» **Short problem**
Pictures stay out of the copy; set down each line of the listing below exactly.

» **Source data**
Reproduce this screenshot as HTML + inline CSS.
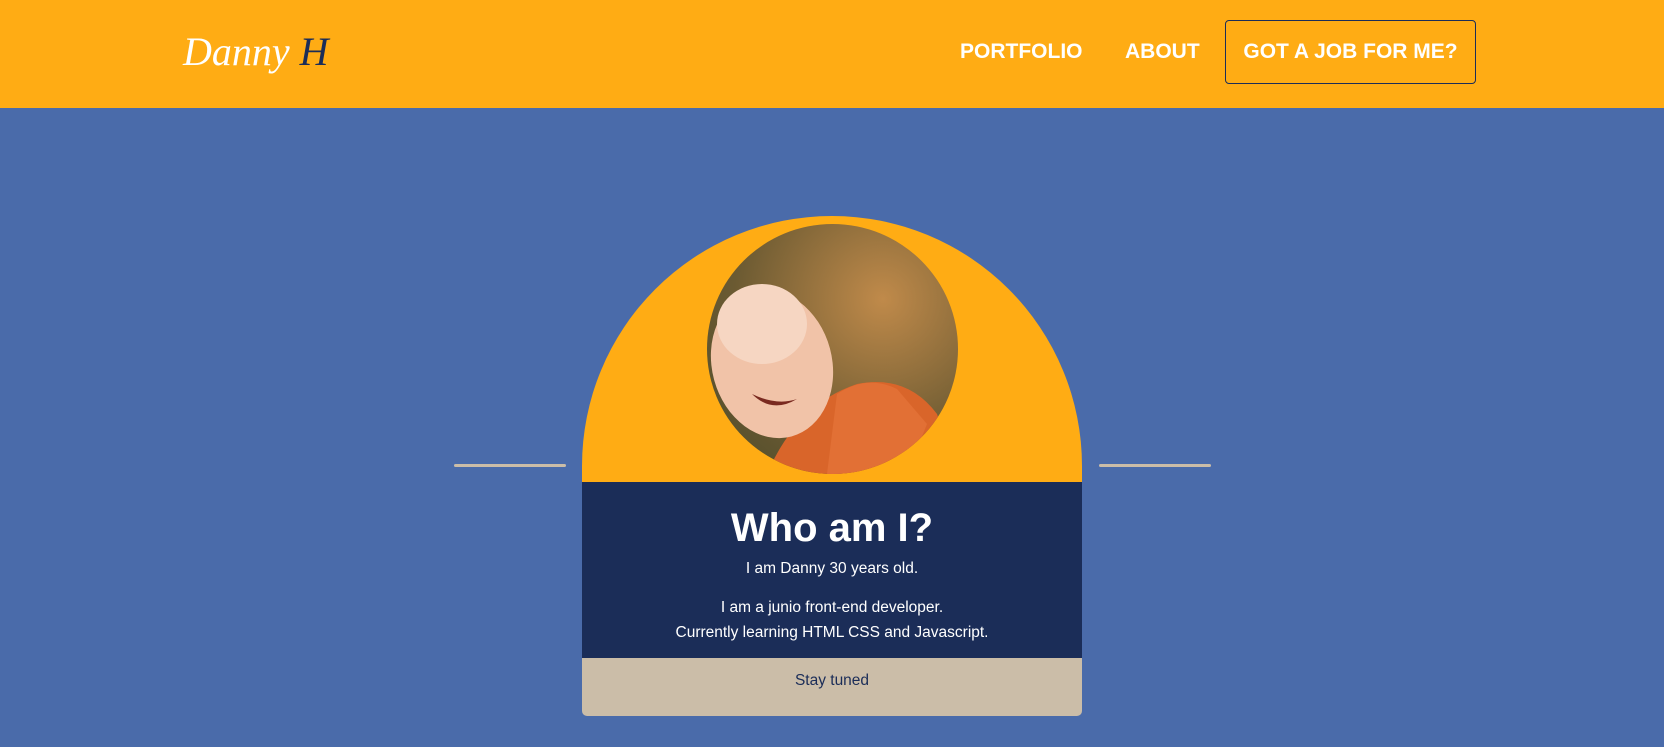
<!DOCTYPE html>
<html><head><meta charset="utf-8"><style>
*{margin:0;padding:0;box-sizing:border-box}
body{width:1664px;height:747px;background:#4a6baa;font-family:"Liberation Sans",sans-serif;position:relative;overflow:hidden}
header{position:absolute;left:0;top:0;width:1664px;height:108px;background:#ffac14}
.logo{position:absolute;left:183px;top:28px;font-family:"Liberation Serif",serif;font-style:italic;font-size:40px;color:#fff}
.logo span{color:#1b2d58}
.nav{position:absolute;top:40px;font-weight:bold;font-size:21px;color:#fff}
.btn{position:absolute;left:1225px;top:20px;width:251px;height:64px;border:1px solid #1b2d58;border-radius:4px;color:#fff;font-weight:bold;font-size:21px;text-align:center;line-height:62px}
.arch{position:absolute;left:582px;top:216px;width:500px;height:266px;background:#ffac14;border-radius:250px 250px 0 0}
.photo{position:absolute;left:707px;top:224px;width:251px;height:250px;border-radius:50%;overflow:hidden;background:radial-gradient(ellipse at 70% 30%,#c08a4a,#6b5a32 60%,#4a4a2a)}
.line{position:absolute;top:464px;width:112px;height:3px;background:#cbbda8;border-radius:2px}
.dark{position:absolute;left:582px;top:482px;width:500px;height:176px;background:#1b2d58;color:#fff;text-align:center;font-family:"Liberation Sans",sans-serif}
.dark h1{font-size:40px;font-weight:bold;margin-top:24px;line-height:44px}
.dark p{font-size:15.5px;line-height:25px}
.beige{position:absolute;left:582px;top:658px;width:500px;height:58px;background:#cbbda8;border-radius:0 0 5px 5px;text-align:center;color:#1b2d58;font-size:15.5px;padding-top:14px}
</style></head><body>
<header>
<div class="logo">Danny <span>H</span></div>
<div class="nav" style="left:960px">PORTFOLIO</div>
<div class="nav" style="left:1125px">ABOUT</div>
<div class="btn">GOT A JOB FOR ME?</div>
</header>
<div class="line" style="left:454px"></div>
<div class="line" style="left:1099px"></div>
<div class="arch"></div>
<div class="photo">
<svg width="251" height="250" viewBox="0 0 251 250">
<path d="M60 250 Q90 180 150 160 Q200 150 230 190 L251 250Z" fill="#d9652a"/>
<path d="M130 170 Q160 150 190 165 L220 200 L200 250 L120 250Z" fill="#e27035"/>
<ellipse cx="65" cy="140" rx="60" ry="75" fill="#f1c3a8" transform="rotate(-15 65 140)"/>
<ellipse cx="55" cy="100" rx="45" ry="40" fill="#f6d6c2"/>
<path d="M45 170 Q65 190 90 175 Q70 182 45 170Z" fill="#7a2a20"/>
</svg>
</div>
<div class="dark">
<h1>Who am I?</h1>
<p style="margin-top:6px">I am Danny 30 years old.</p>
<p style="margin-top:14px">I am a junio front-end developer.<br>Currently learning HTML CSS and Javascript.</p>
</div>
<div class="beige">Stay tuned</div>
</body></html>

» **Exercise result**
Reproduce this screenshot as HTML + inline CSS.
<!DOCTYPE html>
<html><head><meta charset="utf-8"><style>
*{margin:0;padding:0;box-sizing:border-box}
body{width:1664px;height:747px;background:#4a6baa;font-family:"Liberation Sans",sans-serif;position:relative;overflow:hidden}
header{position:absolute;left:0;top:0;width:1664px;height:108px;background:#ffac14}
.logo{position:absolute;left:183px;top:28px;font-family:"Liberation Serif",serif;font-style:italic;font-size:40px;color:#fff}
.logo span{color:#1b2d58}
.nav{position:absolute;top:40px;font-weight:bold;font-size:21px;color:#fff}
.btn{position:absolute;left:1225px;top:20px;width:251px;height:64px;border:1px solid #1b2d58;border-radius:4px;color:#fff;font-weight:bold;font-size:21px;text-align:center;line-height:62px}
.arch{position:absolute;left:582px;top:216px;width:500px;height:266px;background:#ffac14;border-radius:250px 250px 0 0}
.photo{position:absolute;left:707px;top:224px;width:251px;height:250px;border-radius:50%;overflow:hidden;background:radial-gradient(ellipse at 70% 30%,#c08a4a,#6b5a32 60%,#4a4a2a)}
.line{position:absolute;top:464px;width:112px;height:3px;background:#cbbda8;border-radius:2px}
.dark{position:absolute;left:582px;top:482px;width:500px;height:176px;background:#1b2d58;color:#fff;text-align:center;font-family:"Liberation Sans",sans-serif}
.dark h1{font-size:40px;font-weight:bold;margin-top:24px;line-height:44px}
.dark p{font-size:15.5px;line-height:25px}
.beige{position:absolute;left:582px;top:658px;width:500px;height:58px;background:#cbbda8;border-radius:0 0 5px 5px;text-align:center;color:#1b2d58;font-size:15.5px;padding-top:14px}
</style></head><body>
<header>
<div class="logo">Danny <span>H</span></div>
<div class="nav" style="left:960px">PORTFOLIO</div>
<div class="nav" style="left:1125px">ABOUT</div>
<div class="btn">GOT A JOB FOR ME?</div>
</header>
<div class="line" style="left:454px"></div>
<div class="line" style="left:1099px"></div>
<div class="arch"></div>
<div class="photo">
<svg width="251" height="250" viewBox="0 0 251 250">
<path d="M60 250 Q90 180 150 160 Q200 150 230 190 L251 250Z" fill="#d9652a"/>
<path d="M130 170 Q160 150 190 165 L220 200 L200 250 L120 250Z" fill="#e27035"/>
<ellipse cx="65" cy="140" rx="60" ry="75" fill="#f1c3a8" transform="rotate(-15 65 140)"/>
<ellipse cx="55" cy="100" rx="45" ry="40" fill="#f6d6c2"/>
<path d="M45 170 Q65 190 90 175 Q70 182 45 170Z" fill="#7a2a20"/>
</svg>
</div>
<div class="dark">
<h1>Who am I?</h1>
<p style="margin-top:6px">I am Danny 30 years old.</p>
<p style="margin-top:14px">I am a junio front-end developer.<br>Currently learning HTML CSS and Javascript.</p>
</div>
<div class="beige">Stay tuned</div>
</body></html>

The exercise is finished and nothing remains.